__Challenge__. All of the lines below are to be printed again exactly; images are excluded from the output.

*-*-*

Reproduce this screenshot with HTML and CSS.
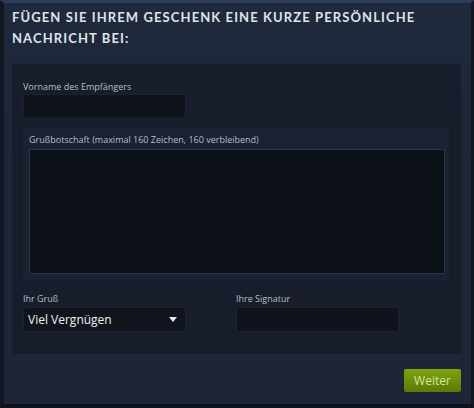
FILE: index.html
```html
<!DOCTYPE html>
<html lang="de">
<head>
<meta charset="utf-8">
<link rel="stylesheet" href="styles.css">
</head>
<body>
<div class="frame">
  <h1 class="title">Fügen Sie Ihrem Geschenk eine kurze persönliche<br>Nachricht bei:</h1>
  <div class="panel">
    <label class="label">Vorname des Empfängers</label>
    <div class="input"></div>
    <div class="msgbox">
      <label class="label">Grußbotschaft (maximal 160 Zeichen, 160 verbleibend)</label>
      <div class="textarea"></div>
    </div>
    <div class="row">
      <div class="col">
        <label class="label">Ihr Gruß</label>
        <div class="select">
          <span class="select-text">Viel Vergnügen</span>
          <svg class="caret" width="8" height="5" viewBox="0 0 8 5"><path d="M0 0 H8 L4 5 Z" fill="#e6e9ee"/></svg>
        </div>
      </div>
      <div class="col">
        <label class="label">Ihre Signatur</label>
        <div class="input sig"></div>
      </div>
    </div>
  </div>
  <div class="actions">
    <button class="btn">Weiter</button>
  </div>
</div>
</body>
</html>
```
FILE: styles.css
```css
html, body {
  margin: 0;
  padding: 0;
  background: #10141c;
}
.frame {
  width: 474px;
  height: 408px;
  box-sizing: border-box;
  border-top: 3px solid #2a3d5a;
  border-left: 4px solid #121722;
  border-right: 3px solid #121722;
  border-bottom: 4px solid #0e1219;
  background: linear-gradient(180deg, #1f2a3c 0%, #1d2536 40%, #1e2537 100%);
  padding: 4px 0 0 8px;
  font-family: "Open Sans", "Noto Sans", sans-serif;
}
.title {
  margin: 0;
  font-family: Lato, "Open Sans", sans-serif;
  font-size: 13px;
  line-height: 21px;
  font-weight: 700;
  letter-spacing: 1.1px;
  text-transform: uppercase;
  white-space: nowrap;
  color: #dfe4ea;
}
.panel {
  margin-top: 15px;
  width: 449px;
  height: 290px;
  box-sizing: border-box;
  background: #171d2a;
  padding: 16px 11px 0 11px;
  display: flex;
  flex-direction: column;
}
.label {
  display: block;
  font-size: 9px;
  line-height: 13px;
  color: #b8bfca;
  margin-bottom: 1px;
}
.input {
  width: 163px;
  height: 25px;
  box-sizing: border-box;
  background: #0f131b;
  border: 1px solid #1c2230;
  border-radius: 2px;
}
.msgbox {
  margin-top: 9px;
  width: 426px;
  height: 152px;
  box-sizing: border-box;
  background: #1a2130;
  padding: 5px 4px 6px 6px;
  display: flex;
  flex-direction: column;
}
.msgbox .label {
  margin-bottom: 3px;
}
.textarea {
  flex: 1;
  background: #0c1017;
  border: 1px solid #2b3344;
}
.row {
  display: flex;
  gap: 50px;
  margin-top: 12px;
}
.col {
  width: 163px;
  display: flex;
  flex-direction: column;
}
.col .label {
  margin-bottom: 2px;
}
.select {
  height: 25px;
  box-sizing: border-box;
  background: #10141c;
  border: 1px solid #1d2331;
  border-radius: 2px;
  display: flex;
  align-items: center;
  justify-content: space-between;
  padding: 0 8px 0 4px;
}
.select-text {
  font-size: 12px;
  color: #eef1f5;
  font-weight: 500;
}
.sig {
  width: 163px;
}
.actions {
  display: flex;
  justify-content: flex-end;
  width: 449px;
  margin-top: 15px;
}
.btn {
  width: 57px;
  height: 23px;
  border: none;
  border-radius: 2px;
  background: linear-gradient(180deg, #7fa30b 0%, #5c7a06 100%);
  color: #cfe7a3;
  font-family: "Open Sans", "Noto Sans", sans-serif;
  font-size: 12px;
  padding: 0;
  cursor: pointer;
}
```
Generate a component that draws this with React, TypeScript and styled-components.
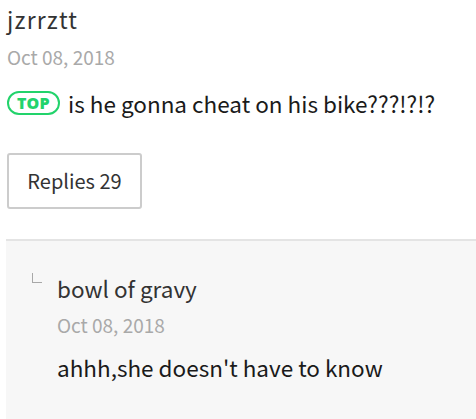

*-*-*

__Solution__.
Reproduce this screenshot with HTML and CSS.
FILE: index.html
```html
<!DOCTYPE html>
<html lang="de">
<head>
<meta charset="utf-8">
<link rel="stylesheet" href="styles.css">
</head>
<body>
<div class="frame">
  <h1 class="title">Fügen Sie Ihrem Geschenk eine kurze persönliche<br>Nachricht bei:</h1>
  <div class="panel">
    <label class="label">Vorname des Empfängers</label>
    <div class="input"></div>
    <div class="msgbox">
      <label class="label">Grußbotschaft (maximal 160 Zeichen, 160 verbleibend)</label>
      <div class="textarea"></div>
    </div>
    <div class="row">
      <div class="col">
        <label class="label">Ihr Gruß</label>
        <div class="select">
          <span class="select-text">Viel Vergnügen</span>
          <svg class="caret" width="8" height="5" viewBox="0 0 8 5"><path d="M0 0 H8 L4 5 Z" fill="#e6e9ee"/></svg>
        </div>
      </div>
      <div class="col">
        <label class="label">Ihre Signatur</label>
        <div class="input sig"></div>
      </div>
    </div>
  </div>
  <div class="actions">
    <button class="btn">Weiter</button>
  </div>
</div>
</body>
</html>
```
FILE: styles.css
```css
html, body {
  margin: 0;
  padding: 0;
  background: #10141c;
}
.frame {
  width: 474px;
  height: 408px;
  box-sizing: border-box;
  border-top: 3px solid #2a3d5a;
  border-left: 4px solid #121722;
  border-right: 3px solid #121722;
  border-bottom: 4px solid #0e1219;
  background: linear-gradient(180deg, #1f2a3c 0%, #1d2536 40%, #1e2537 100%);
  padding: 4px 0 0 8px;
  font-family: "Open Sans", "Noto Sans", sans-serif;
}
.title {
  margin: 0;
  font-family: Lato, "Open Sans", sans-serif;
  font-size: 13px;
  line-height: 21px;
  font-weight: 700;
  letter-spacing: 1.1px;
  text-transform: uppercase;
  white-space: nowrap;
  color: #dfe4ea;
}
.panel {
  margin-top: 15px;
  width: 449px;
  height: 290px;
  box-sizing: border-box;
  background: #171d2a;
  padding: 16px 11px 0 11px;
  display: flex;
  flex-direction: column;
}
.label {
  display: block;
  font-size: 9px;
  line-height: 13px;
  color: #b8bfca;
  margin-bottom: 1px;
}
.input {
  width: 163px;
  height: 25px;
  box-sizing: border-box;
  background: #0f131b;
  border: 1px solid #1c2230;
  border-radius: 2px;
}
.msgbox {
  margin-top: 9px;
  width: 426px;
  height: 152px;
  box-sizing: border-box;
  background: #1a2130;
  padding: 5px 4px 6px 6px;
  display: flex;
  flex-direction: column;
}
.msgbox .label {
  margin-bottom: 3px;
}
.textarea {
  flex: 1;
  background: #0c1017;
  border: 1px solid #2b3344;
}
.row {
  display: flex;
  gap: 50px;
  margin-top: 12px;
}
.col {
  width: 163px;
  display: flex;
  flex-direction: column;
}
.col .label {
  margin-bottom: 2px;
}
.select {
  height: 25px;
  box-sizing: border-box;
  background: #10141c;
  border: 1px solid #1d2331;
  border-radius: 2px;
  display: flex;
  align-items: center;
  justify-content: space-between;
  padding: 0 8px 0 4px;
}
.select-text {
  font-size: 12px;
  color: #eef1f5;
  font-weight: 500;
}
.sig {
  width: 163px;
}
.actions {
  display: flex;
  justify-content: flex-end;
  width: 449px;
  margin-top: 15px;
}
.btn {
  width: 57px;
  height: 23px;
  border: none;
  border-radius: 2px;
  background: linear-gradient(180deg, #7fa30b 0%, #5c7a06 100%);
  color: #cfe7a3;
  font-family: "Open Sans", "Noto Sans", sans-serif;
  font-size: 12px;
  padding: 0;
  cursor: pointer;
}
```
Generate a component that draws this with React, TypeScript and styled-components.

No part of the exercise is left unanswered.